Hikawa: Did that interest later influence the naming in Evangelion?
Anno: Yeah, I loved it. Back then, I’d buy specialized books to research and decide on names for Imperial Japanese Navy vessels, but now you can just look them up online and get the names instantly, so it’s much easier.
Hikawa: Specialized books, like illustrated catalogs?
Anno: Yeah. Like, “Oh right, Fuyutsuki, that one.” I didn’t remember every single ship.
I wanted to command Yamato myself
Anno: And thanks to Yamato, I kept watching anime even through high school, my gap year, and college. That was the biggest factor. Before Yamato, my classmates were thinking things like, “Maybe it’s time to graduate from TV anime.” Sure, some friends watched Casshan in 7th grade, but by 8th grade, the number of people watching TV anime dropped dramatically.
Hikawa: That’s 14 years old, after all.
Anno: Talking about TV anime with others just led to increasingly mismatched conversations. Out of my entire grade, only three people watched Yamato and could discuss it. Yet I kept watching it precisely because it was Yamato. It was worthy of what we’d now call evangelism.
As I mentioned earlier, one great thing about Yamato was that it wasn’t childish. Middle school boys our age could watch it without feeling embarrassed. The work had pride, and being able to maintain that pride when recommending it was huge.
Hikawa: Yeah, I definitely felt that too.
Anno: I think Ultra Seven, which Mamoru Oshii also watched in real time, was equally worthy. It didn’t feature many children either. Even when children appeared, Shinichi-kun used them skillfully, right?
Interviewer: Like in Episode 42, The Messenger of Nonmaruto, right?
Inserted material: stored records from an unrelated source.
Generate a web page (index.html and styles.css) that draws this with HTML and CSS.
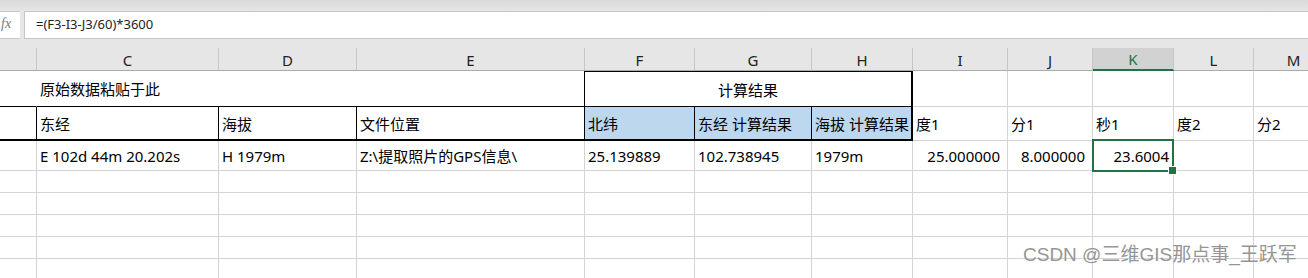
FILE: index.html
```html
<!DOCTYPE html>
<html lang="zh-CN">
<head>
    <meta charset="UTF-8" />
    <title>GPS</title>
    <link rel="stylesheet" href="styles.css">
</head>
<body>
<div class="topbar"></div>
<div class="formula">
    <div class="fx">fx</div>
    <div class="input">=(F3-I3-J3/60)*3600</div>
</div>
<div class="gap"></div>

<div class="sheet">
    <!-- column headers -->
    <div class="h"></div>
    <div class="h">C</div>
    <div class="h">D</div>
    <div class="h">E</div>
    <div class="h">F</div>
    <div class="h">G</div>
    <div class="h">H</div>
    <div class="h">I</div>
    <div class="h">J</div>
    <div class="h hk">K</div>
    <div class="h">L</div>
    <div class="h">M</div>

    <!-- row 1 -->
    <div class="c bb nr"></div>
    <div class="c bb br span3">原始数据粘贴于此</div>
    <div class="c bb bt thick span3 mid">计算结果</div>
    <div class="c"></div>
    <div class="c"></div>
    <div class="c"></div>
    <div class="c"></div>
    <div class="c"></div>

    <!-- row 2 -->
    <div class="c bb2 br"></div>
    <div class="c bb2 br">东经</div>
    <div class="c bb2 br">海拔</div>
    <div class="c bb2 br">文件位置</div>
    <div class="c bb2 br blue">北纬</div>
    <div class="c bb2 br blue">东经 计算结果</div>
    <div class="c bb2 thick blue">海拔 计算结果</div>
    <div class="c">度1</div>
    <div class="c">分1</div>
    <div class="c">秒1</div>
    <div class="c">度2</div>
    <div class="c">分2</div>

    <!-- row 3 -->
    <div class="c"></div>
    <div class="c">E 102d 44m 20.202s</div>
    <div class="c">H 1979m</div>
    <div class="c">Z:\提取照片的GPS信息\</div>
    <div class="c">25.139889</div>
    <div class="c">102.738945</div>
    <div class="c">1979m</div>
    <div class="c num">25.000000</div>
    <div class="c num">8.000000</div>
    <div class="c num sel">23.6004</div>
    <div class="c"></div>
    <div class="c"></div>

    <!-- empty rows -->
    <div class="c"></div><div class="c"></div><div class="c"></div><div class="c"></div><div class="c"></div><div class="c"></div>
    <div class="c"></div><div class="c"></div><div class="c"></div><div class="c"></div><div class="c"></div><div class="c"></div>
    <div class="c"></div><div class="c"></div><div class="c"></div><div class="c"></div><div class="c"></div><div class="c"></div>
    <div class="c"></div><div class="c"></div><div class="c"></div><div class="c"></div><div class="c"></div><div class="c"></div>
    <div class="c"></div><div class="c"></div><div class="c"></div><div class="c"></div><div class="c"></div><div class="c"></div>
    <div class="c"></div><div class="c"></div><div class="c"></div><div class="c"></div><div class="c"></div><div class="c"></div>
    <div class="c"></div><div class="c"></div><div class="c"></div><div class="c"></div><div class="c"></div><div class="c"></div>
    <div class="c"></div><div class="c"></div><div class="c"></div><div class="c"></div><div class="c"></div><div class="c"></div>
    <div class="c"></div><div class="c"></div><div class="c"></div><div class="c"></div><div class="c"></div><div class="c"></div>
    <div class="c"></div><div class="c"></div><div class="c"></div><div class="c"></div><div class="c"></div><div class="c"></div>
</div>

<div class="wm">CSDN @三维GIS那点事_王跃军</div>
</body>
</html>
```

FILE: styles.css
```css
* {
    box-sizing: border-box;
}
body {
    margin: 0;
    width: 1308px;
    height: 278px;
    overflow: hidden;
    position: relative;
    background: #fff;
    font-family: "Noto Sans", "Noto Sans CJK SC", sans-serif;
    font-size: 15px;
    color: #000;
}
.topbar {
    height: 11px;
    background: linear-gradient(#d9d9d9, #e6e6e6);
}
.formula {
    display: flex;
    height: 28px;
    background: #e6e6e6;
}
.fx {
    width: 20px;
    background: #fff;
    border-top: 1px solid #c6c6c6;
    border-bottom: 1px solid #c6c6c6;
    color: #7a7a7a;
    font: italic 14px "Liberation Serif", serif;
    line-height: 24px;
    padding-left: 1px;
    margin-right: 4px;
}
.input {
    flex: 1;
    background: #fff;
    border: 1px solid #c6c6c6;
    border-right: 0;
    padding-left: 11px;
    font-size: 13px;
    line-height: 25px;
    color: #222;
}
.gap {
    height: 9px;
    background: #e6e6e6;
}
.sheet {
    display: grid;
    grid-template-columns: 37px 182px 138px 228px 110px 117px 101px 95px 85px 81px 80px 80px;
    grid-template-rows: 23px 36px 34px 30px repeat(5, 22px);
    overflow: hidden;
}
.h {
    background: #e6e6e6;
    border-right: 1px solid #c6c6c6;
    border-bottom: 1px solid #ababab;
    display: flex;
    align-items: center;
    justify-content: center;
    color: #222;
    padding-top: 1px;
}
.hk {
    background: #d2d2d2;
    color: #217346;
    border-bottom: 2px solid #217346;
}
.c {
    border-right: 1px solid #d4d4d4;
    border-bottom: 1px solid #d4d4d4;
    display: flex;
    align-items: center;
    padding: 0 3px;
    white-space: nowrap;
    overflow: hidden;
}
.span3 {
    grid-column: span 3;
}
.mid {
    justify-content: center;
}
.nr {
    border-right-color: #fff;
}
.bb {
    border-bottom-color: #000;
}
.bb2 {
    border-bottom: 2px solid #000;
}
.br {
    border-right-color: #000;
}
.bt {
    border-top: 1px solid #000;
}
.thick {
    border-right: 2px solid #000;
}
.blue {
    background: #bdd7ee;
}
.num {
    justify-content: flex-end;
    padding-right: 7px;
}
.sel {
    position: relative;
    overflow: visible;
    padding-right: 4px;
}
.sel::after {
    content: "";
    position: absolute;
    left: -1px;
    top: -2px;
    right: -1px;
    bottom: -2px;
    border: 2px solid #217346;
}
.sel::before {
    content: "";
    position: absolute;
    right: -4px;
    bottom: -5px;
    width: 7px;
    height: 7px;
    background: #217346;
    border: 1px solid #fff;
    z-index: 2;
}
.wm {
    position: absolute;
    left: 1023px;
    top: 244px;
    font-family: "Liberation Sans", "Noto Sans CJK SC", sans-serif;
    font-size: 19px;
    line-height: 22px;
    color: #959595;
}
```
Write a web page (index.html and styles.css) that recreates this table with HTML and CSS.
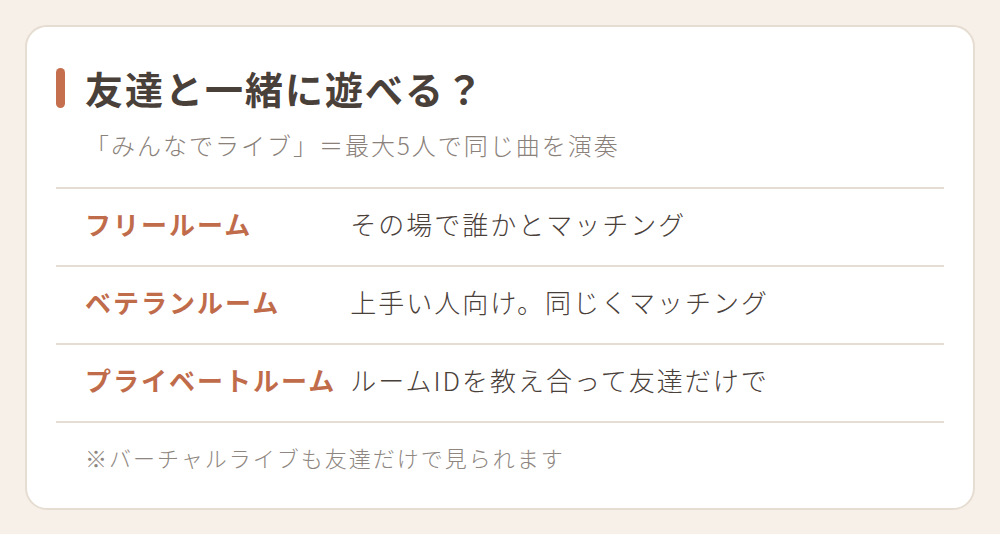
FILE: index.html
```html
<!DOCTYPE html>
<html lang="ja">
<head>
    <meta charset="UTF-8">
    <title>友達と一緒に遊べる？</title>
    <link rel="stylesheet" href="styles.css">
</head>
<body>
    <div class="card">
        <h1 class="card-title">友達と一緒に遊べる？</h1>
        <p class="card-sub">「みんなでライブ」＝最大5人で同じ曲を演奏</p>
        <table class="room-table">
            <tr>
                <th>フリールーム</th>
                <td>その場で誰かとマッチング</td>
            </tr>
            <tr>
                <th>ベテランルーム</th>
                <td>上手い人向け。同じくマッチング</td>
            </tr>
            <tr>
                <th>プライベートルーム</th>
                <td>ルームIDを教え合って友達だけで</td>
            </tr>
        </table>
        <p class="card-note">※バーチャルライブも友達だけで見られます</p>
    </div>
</body>
</html>
```

FILE: styles.css
```css
body {
    margin: 0;
    padding: 25px;
    background-color: #f7f0e8; /* warm paper */
    font-family: "Noto Sans CJK JP", "Noto Sans", sans-serif;
    color: #4a403a;
}
.card {
    background-color: #fff;
    border: 2px solid #e6ddd2;
    border-radius: 22px;
    padding: 34px 29px;
    height: 485px;
    box-sizing: border-box;
}
.card-title {
    display: flex;
    align-items: center;
    gap: 20px;
    margin: 0;
    font-size: 38px;
    font-weight: 700;
    letter-spacing: 2px;
    line-height: 54px;
}
.card-title::before {
    content: "";
    width: 9px;
    height: 40px;
    border-radius: 5px;
    background-color: #c56f4e; /* accent bar */
}
.card-sub {
    margin: 12px 0 0 0;
    padding-left: 29px;
    font-size: 24px;
    font-weight: 300;
    line-height: 36px;
    letter-spacing: 2px;
    color: #8a817a;
}
.room-table {
    width: 100%;
    border-collapse: collapse;
    margin-top: 24px;
}
.room-table th,
.room-table td {
    border-top: 2px solid #e4ddd4;
    border-bottom: 2px solid #e4ddd4;
    height: 68px;
    padding: 0 0 8px 0;
    font-size: 26px;
    letter-spacing: 2px;
    text-align: left;
    white-space: nowrap;
}
.room-table th {
    width: 1%;
    padding: 0 14px 8px 29px;
    color: #c06c4b;
    font-weight: 700;
}
.room-table td {
    font-weight: 300;
    color: #4a403a;
}
.card-note {
    margin: 18px 0 0 0;
    padding-left: 29px;
    font-size: 22px;
    font-weight: 300;
    letter-spacing: 2px;
    color: #8e8680;
}
```
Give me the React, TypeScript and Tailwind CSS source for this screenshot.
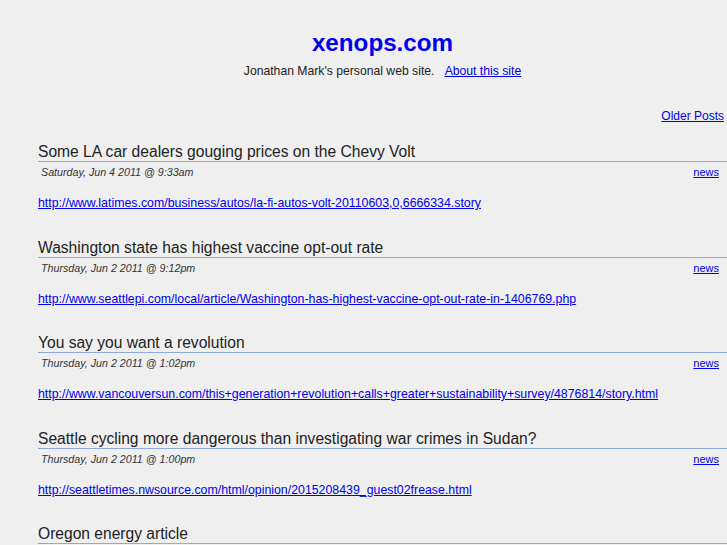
import React from "react";

type Post = {
    title: string;
    date: string;
    url: string;
    tag: string;
};

const posts: Post[] = [
    {
        title: "Some LA car dealers gouging prices on the Chevy Volt",
        date: "Saturday, Jun 4 2011 @ 9:33am",
        url: "http://www.latimes.com/business/autos/la-fi-autos-volt-20110603,0,6666334.story",
        tag: "news",
    },
    {
        title: "Washington state has highest vaccine opt-out rate",
        date: "Thursday, Jun 2 2011 @ 9:12pm",
        url: "http://www.seattlepi.com/local/article/Washington-has-highest-vaccine-opt-out-rate-in-1406769.php",
        tag: "news",
    },
    {
        title: "You say you want a revolution",
        date: "Thursday, Jun 2 2011 @ 1:02pm",
        url: "http://www.vancouversun.com/this+generation+revolution+calls+greater+sustainability+survey/4876814/story.html",
        tag: "news",
    },
    {
        title: "Seattle cycling more dangerous than investigating war crimes in Sudan?",
        date: "Thursday, Jun 2 2011 @ 1:00pm",
        url: "http://seattletimes.nwsource.com/html/opinion/2015208439_guest02frease.html",
        tag: "news",
    },
    {
        title: "Oregon energy article",
        date: "Thursday, Jun 2 2011 @ 12:41pm",
        url: "http://www.oregonlive.com/",
        tag: "news",
    },
];

const PostEntry: React.FC<{ post: Post; first: boolean }> = ({ post, first }) => {
    return (
        <div className={first ? "mt-[19px]" : "mt-[27.5px]"}>
            <h2 className="text-[15.6px] leading-[19px] text-[#222] border-b border-[#8eaad6]">{post.title}</h2>
            <div className="flex justify-between items-baseline mt-[4px] leading-[13px]">
                <span className="italic text-[10.7px] text-[#333] pl-[3px]">{post.date}</span>
                <a href="#" className="text-[11px] text-[#0000ee] underline pr-[8px]">
                    {post.tag}
                </a>
            </div>
            <div className="mt-[17px] text-[12.35px] leading-[14px]">
                <a href="#" className="text-[#0000ee] underline whitespace-nowrap">
                    {post.url}
                </a>
            </div>
        </div>
    );
};

const App: React.FC = () => {
    return (
        <div className="h-[545px] bg-[#efefef] overflow-hidden font-['Liberation_Sans',Arial,sans-serif]">
            <div className="pl-[38px] pt-[29px]">
                <header className="text-center">
                    <h1 className="text-[24.2px] leading-[28px] font-bold text-[#0000ee]">xenops.com</h1>
                    <p className="mt-[7px] text-[12.2px] leading-[14px] text-[#222]">
                        Jonathan Mark's personal web site.&nbsp;&nbsp;&nbsp;
                        <a href="#" className="text-[#0000ee] underline">
                            About this site
                        </a>
                    </p>
                </header>

                <div className="mt-[31px] text-right text-[12px] leading-[14px] pr-[3px]">
                    <a href="#" className="text-[#0000ee] underline">
                        Older Posts
                    </a>
                </div>

                {posts.map((post, index) => (
                    <PostEntry key={index} post={post} first={index === 0} />
                ))}
            </div>
        </div>
    );
};

export default App;
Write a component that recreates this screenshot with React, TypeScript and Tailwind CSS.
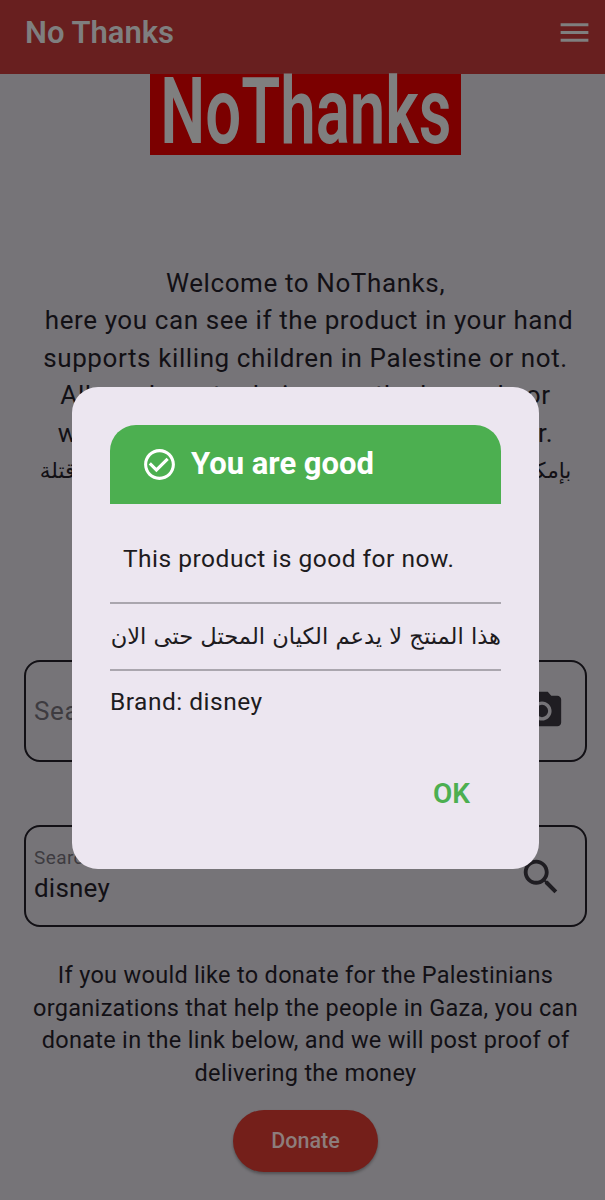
function MaterialIcon({ d, size, className }: { d: string; size: number; className?: string }) {
  return (
    <svg width={size} height={size} viewBox="0 0 24 24" fill="currentColor" className={className}>
      <path d={d} />
    </svg>
  );
}

const MENU = "M3 18h18v-2H3v2zm0-5h18v-2H3v2zm0-7v2h18V6H3z";
const CAMERA = "M12 15.2a3.2 3.2 0 1 0 0-6.4 3.2 3.2 0 0 0 0 6.4zM9 2 7.17 4H4c-1.1 0-2 .9-2 2v12c0 1.1.9 2 2 2h16c1.1 0 2-.9 2-2V6c0-1.1-.9-2-2-2h-3.17L15 2H9zm3 15c-2.76 0-5-2.24-5-5s2.24-5 5-5 5 2.24 5 5-2.24 5-5 5z";
const SEARCH = "M15.5 14h-.79l-.28-.27C15.41 12.59 16 11.11 16 9.5 16 5.91 13.09 3 9.5 3S3 5.91 3 9.5 5.91 16 9.5 16c1.61 0 3.09-.59 4.23-1.57l.27.28v.79l5 4.99L20.49 19l-4.99-5zm-6 0C7.01 14 5 11.99 5 9.5S7.01 5 9.5 5 14 7.01 14 9.5 11.99 14 9.5 14z";
const CHECK = "M16.59 7.58 10 14.17l-3.59-3.58L5 12l5 5 8-8zM12 2C6.48 2 2 6.48 2 12s4.48 10 10 10 10-4.48 10-10S17.52 2 12 2zm0 18c-4.42 0-8-3.58-8-8s3.58-8 8-8 8 3.58 8 8-3.58 8-8 8z";

export default function App() {
  return (
    <div className="relative h-[1200px] w-[605px] overflow-hidden bg-[#767478] font-['Roboto',sans-serif] text-[#121015]">
      <header className="flex h-[74px] items-center justify-between bg-[#681f1f] pb-[10px] pl-[25px] pr-[12px]">
        <span className="text-[31px] font-semibold leading-none text-[#7f7f7f]">No Thanks</span>
        <MaterialIcon d={MENU} size={37} className="text-[#7f7f7f]" />
      </header>

      <div className="pl-[6px]">
        <div className="mx-auto flex h-[81px] w-[311px] items-start justify-center bg-[#7b0000]">
          <span className="scale-x-[0.69] whitespace-nowrap text-[92px] font-semibold leading-[76px] text-[#7f7f7f]">NoThanks</span>
        </div>

        <section className="mt-[110px] text-center text-[26px] leading-[37.4px] tracking-[0.6px]">
          <p>Welcome to NoThanks,</p>
          <p className="whitespace-pre"> here you can see if the product in your hand</p>
          <p>supports killing children in Palestine or not.</p>
          <p>All you have to do is scan the barcode or</p>
          <p>write the product name in the search bar.</p>
          <p dir="rtl" className="font-['DejaVu_Sans',sans-serif] text-[21.6px] leading-[37px] tracking-normal">بإمكانك هنا معرفة ما إذا كان المنتج الذي في يدك يدعم قتلة</p>
        </section>

        <div className="mx-[18px] mt-[171px] flex h-[102px] items-center justify-between rounded-[16px] border-2 border-[#121015] pl-[8px] pr-[20px]">
          <span className="text-[26px] tracking-[0.6px] text-[#3d3b40]">Search by barcode</span>
          <MaterialIcon d={CAMERA} size={46} className="text-[#1f1d22]" />
        </div>

        <div className="mx-[18px] mt-[63px] flex h-[102px] items-center justify-between rounded-[16px] border-2 border-[#121015] pl-[8px] pr-[21px]">
          <div className="flex flex-col">
            <span className="text-[19px] leading-[24px] tracking-[0.4px] text-[#3d3b40]">Search by name</span>
            <span className="text-[26px] leading-[36px] tracking-[0.2px]">disney</span>
          </div>
          <MaterialIcon d={SEARCH} size={46} className="mt-[2px] text-[#1f1d22]" />
        </div>

        <p className="mx-auto mt-[32px] w-[560px] text-center text-[23.5px] leading-[32.6px] tracking-[0.3px]">
          If you would like to donate for the Palestinians organizations that help the people in Gaza, you can donate in the link below, and we will post proof of delivering the money
        </p>

        <div className="mt-[21px] flex justify-center">
          <button className="h-[62px] w-[145px] rounded-full bg-[#741f1a] text-[21.5px] font-medium text-[#8d7d7c] shadow-[0_2px_3px_rgba(0,0,0,0.3)]">Donate</button>
        </div>
      </div>

      <div className="absolute left-[72px] top-[387px] h-[482px] w-[467px] rounded-[26px] bg-[#ece6f0] px-[38px] pt-[38px]">
        <div className="flex h-[79px] items-center gap-[13px] rounded-t-[26px] bg-[#4caf50] pl-[31px]">
          <MaterialIcon d={CHECK} size={37} className="text-white" />
          <span className="text-[31px] font-bold text-white">You are good</span>
        </div>
        <p className="flex h-[100px] items-center border-b-2 border-[#aaa6ae] pl-[13px] pt-[12px] text-[24.5px] tracking-[0.5px] text-[#1d1b20]">This product is good for now.</p>
        <p dir="rtl" className="flex h-[67px] items-center whitespace-nowrap border-b-2 border-[#aaa6ae] font-['DejaVu_Sans',sans-serif] text-[22.6px] text-[#1d1b20]">هذا المنتج لا يدعم الكيان المحتل حتى الان</p>
        <p className="mt-[13px] text-[24.5px] leading-[36px] tracking-[0.5px] text-[#1d1b20]">Brand: disney</p>
        <div className="mt-[54px] flex justify-end pr-[31px]">
          <span className="text-[28px] font-semibold leading-[40px] text-[#4caf50]">OK</span>
        </div>
      </div>
    </div>
  );
}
Anno: It wasn’t as childish as Ultraman, and there were plenty of episodes of Seven and Return of Ultraman that teens could watch just fine. That aspect really matters. That said, it’s impressive that Oshii-san, who was older at the time, was watching kids’ shows. Even when acquaintances told him “Gundam is just robots piloted by kids,” he could say, “No, no, it’s Mobile Suits.” It was great that it could be recommended to friends, not just middle and high schoolers, but college students too. And The Great Zubat was another one college students could recommend without issue.
Hikawa: The Great Zubat?
Anno: Zbat isn’t something college students would be embarrassed to watch.
Hikawa: Because the enemies aren’t cyborgs or monsters, they’re just villains and their bodyguards.
Interviewer: It seems college students were actually a big part of the audience.
Anno: The fact the enemies were large-scale yakuza groups gave it a strange realism. Plus, kids would just get blown up without much fuss.
Interviewer: Like blowing up a hut with kids inside using propane gas, suddenly blowing up kids on a boat, or trying to shoot them.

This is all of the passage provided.